I’m not an experienced fairisle knitter but the beanies are great training ground – not too big, knitted in the round… and I was happy with the results.
Anyway, October is likely to be taken up by another Stephen West Westknits Mystery Shawl KAL 2016 and lots of gardening as the weather hopefully takes a turn for the better.
It’s coming on 3 years (in November) since I moved here permanently. Prior to taking up residence, the Convent had a refresh with new paint and the flooring updated with either polished boards or carpet. Other than furnishings, I haven’t done much else (other than a total garden overhaul), so I thought it time to move onto the next phase of home improvements.
I’ve been grappling with the kitchen since I first came here given it was a small galley at the front of the house and I wanted to accommodate a good sized stove. Another challenge was that although the Convent is large, it was never built for entertaining, so I don’t have a larger room when I have more than a few people over. With a few tweaks reorganising rooms, the result has worked well and I now have a large open modern kitchen and a great extra entertaining/living room which is also now my dining room.

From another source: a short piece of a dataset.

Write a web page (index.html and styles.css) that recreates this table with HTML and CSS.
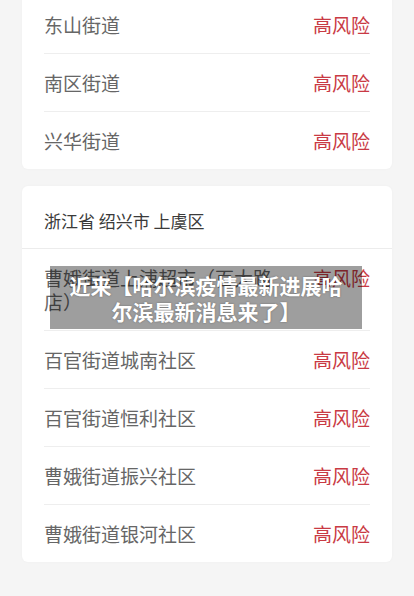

I’d always known that I’d have to tackle the electricals at some point, given some parts dated back to 1930. The Convent lights mainly consisted of bulbs in bayonets in the ceiling or fluoro tubes, so updating the lighting has also been on my list. August ended up being kitchen, electrical and lighting month so there’s been a heap of activity. Not all has gone smoothly (or is finished) and I still need to get some plastering and touch up painting done but otherwise I’m really happy with the results and the Convent has improved significantly in appearance (and safety).
Still lots more on the list including the dreaded bathroom makeover, however after managing the last set of renovations, I’m more confident in tackling the next phase.